## Data records
>>>

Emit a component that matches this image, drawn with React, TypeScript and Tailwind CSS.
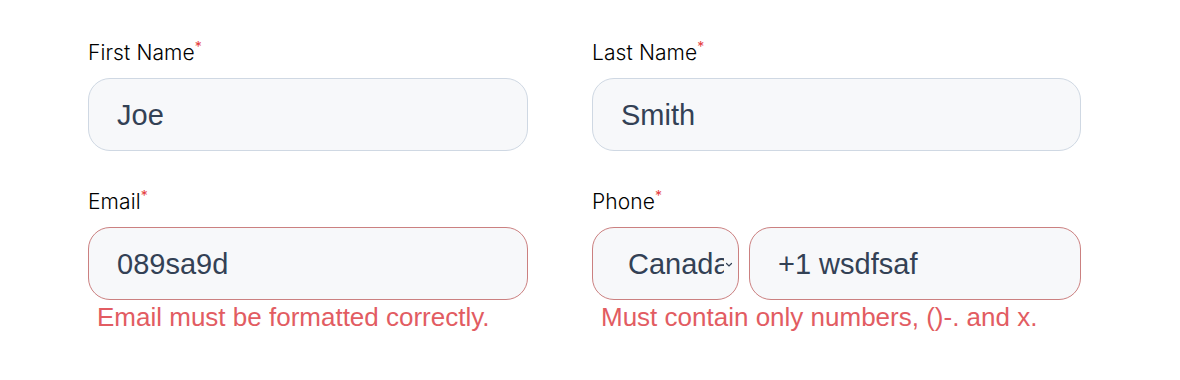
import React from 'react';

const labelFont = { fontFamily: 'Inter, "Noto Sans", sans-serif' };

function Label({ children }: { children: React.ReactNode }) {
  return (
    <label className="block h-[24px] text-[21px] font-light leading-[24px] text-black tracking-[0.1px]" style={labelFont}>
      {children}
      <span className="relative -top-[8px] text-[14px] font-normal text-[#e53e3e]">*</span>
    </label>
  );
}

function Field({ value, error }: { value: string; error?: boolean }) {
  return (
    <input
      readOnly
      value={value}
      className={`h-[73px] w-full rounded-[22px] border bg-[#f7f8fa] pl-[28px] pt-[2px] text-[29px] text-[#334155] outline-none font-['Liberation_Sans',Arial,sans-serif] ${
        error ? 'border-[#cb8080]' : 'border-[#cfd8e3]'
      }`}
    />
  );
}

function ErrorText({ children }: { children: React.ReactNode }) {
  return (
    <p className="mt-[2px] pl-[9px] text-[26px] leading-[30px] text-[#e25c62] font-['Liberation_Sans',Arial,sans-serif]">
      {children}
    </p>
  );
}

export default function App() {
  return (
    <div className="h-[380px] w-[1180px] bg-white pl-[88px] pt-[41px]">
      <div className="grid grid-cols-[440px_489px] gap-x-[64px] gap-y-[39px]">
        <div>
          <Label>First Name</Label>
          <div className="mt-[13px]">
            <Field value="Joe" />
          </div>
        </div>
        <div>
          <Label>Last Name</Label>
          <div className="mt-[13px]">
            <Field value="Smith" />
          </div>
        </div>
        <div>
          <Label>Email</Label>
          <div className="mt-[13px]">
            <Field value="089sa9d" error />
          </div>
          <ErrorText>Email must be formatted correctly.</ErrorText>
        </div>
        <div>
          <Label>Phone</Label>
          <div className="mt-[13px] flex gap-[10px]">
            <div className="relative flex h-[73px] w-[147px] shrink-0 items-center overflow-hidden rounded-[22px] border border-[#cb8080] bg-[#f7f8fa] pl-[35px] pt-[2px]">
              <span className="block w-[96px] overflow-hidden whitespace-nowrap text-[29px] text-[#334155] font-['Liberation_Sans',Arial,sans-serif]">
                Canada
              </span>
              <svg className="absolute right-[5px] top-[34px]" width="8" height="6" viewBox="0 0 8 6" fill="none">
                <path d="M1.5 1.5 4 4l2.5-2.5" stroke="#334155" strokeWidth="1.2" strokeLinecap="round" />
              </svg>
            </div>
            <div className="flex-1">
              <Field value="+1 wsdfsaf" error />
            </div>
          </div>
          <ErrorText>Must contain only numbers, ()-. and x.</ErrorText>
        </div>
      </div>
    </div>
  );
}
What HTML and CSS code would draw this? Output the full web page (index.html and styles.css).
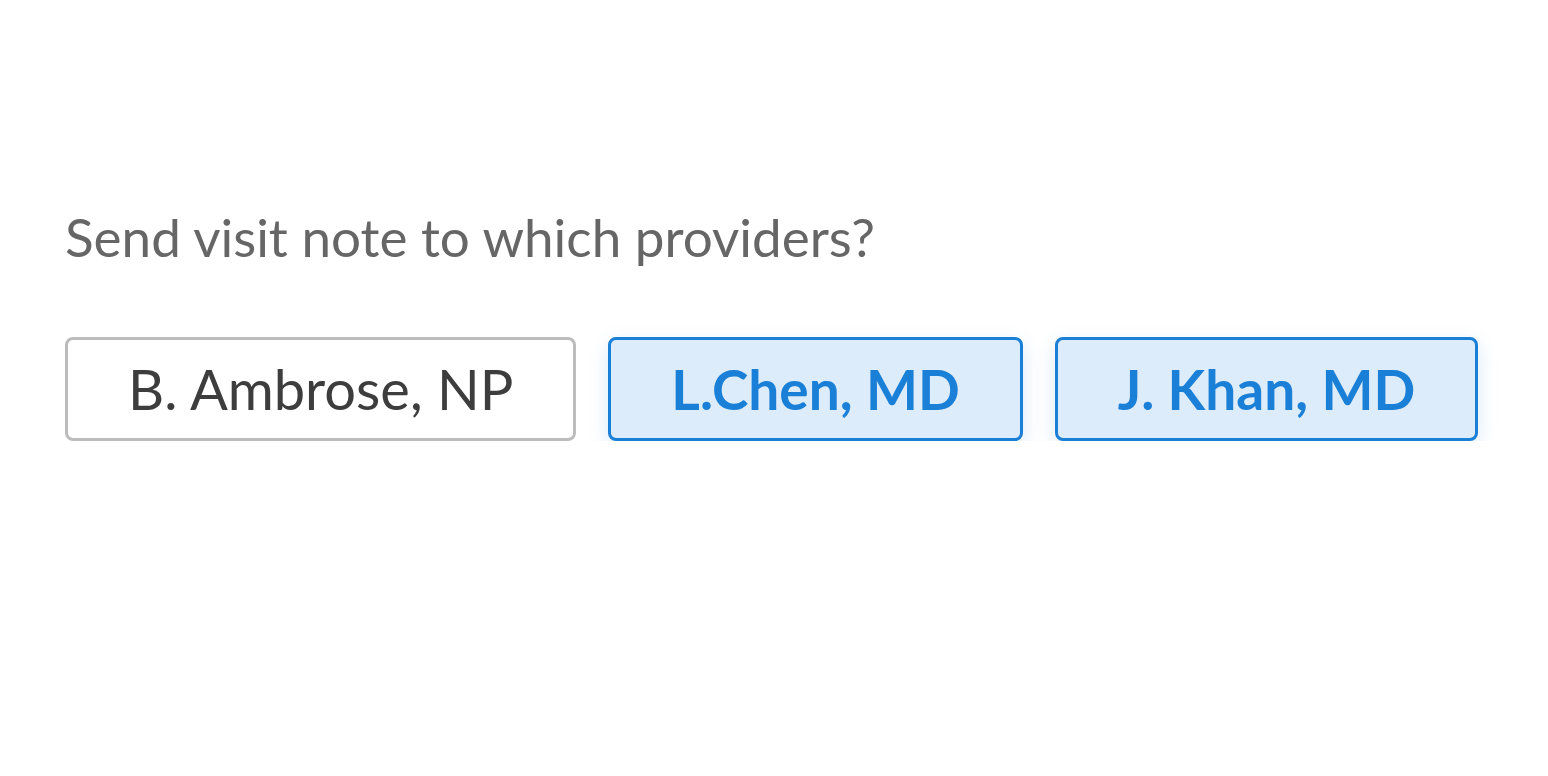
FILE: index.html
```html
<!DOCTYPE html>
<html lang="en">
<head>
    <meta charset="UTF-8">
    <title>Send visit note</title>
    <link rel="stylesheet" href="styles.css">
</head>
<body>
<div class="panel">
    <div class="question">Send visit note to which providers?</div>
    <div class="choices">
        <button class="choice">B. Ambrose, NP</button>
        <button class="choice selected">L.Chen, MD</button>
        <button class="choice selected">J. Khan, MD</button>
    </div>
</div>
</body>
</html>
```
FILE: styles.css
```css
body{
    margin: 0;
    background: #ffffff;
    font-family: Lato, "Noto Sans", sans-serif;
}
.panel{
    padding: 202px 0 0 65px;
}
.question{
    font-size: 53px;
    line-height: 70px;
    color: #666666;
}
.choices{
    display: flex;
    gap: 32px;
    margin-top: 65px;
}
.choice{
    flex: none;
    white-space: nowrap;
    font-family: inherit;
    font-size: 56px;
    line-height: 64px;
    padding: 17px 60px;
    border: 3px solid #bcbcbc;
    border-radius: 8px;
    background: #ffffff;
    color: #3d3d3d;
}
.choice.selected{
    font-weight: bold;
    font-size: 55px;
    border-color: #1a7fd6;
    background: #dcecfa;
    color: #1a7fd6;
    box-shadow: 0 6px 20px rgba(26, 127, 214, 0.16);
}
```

<<<

## Directions for this task
Examine the records and report how many lines contain the string "full". Only the number should be given.

## Output of the task
2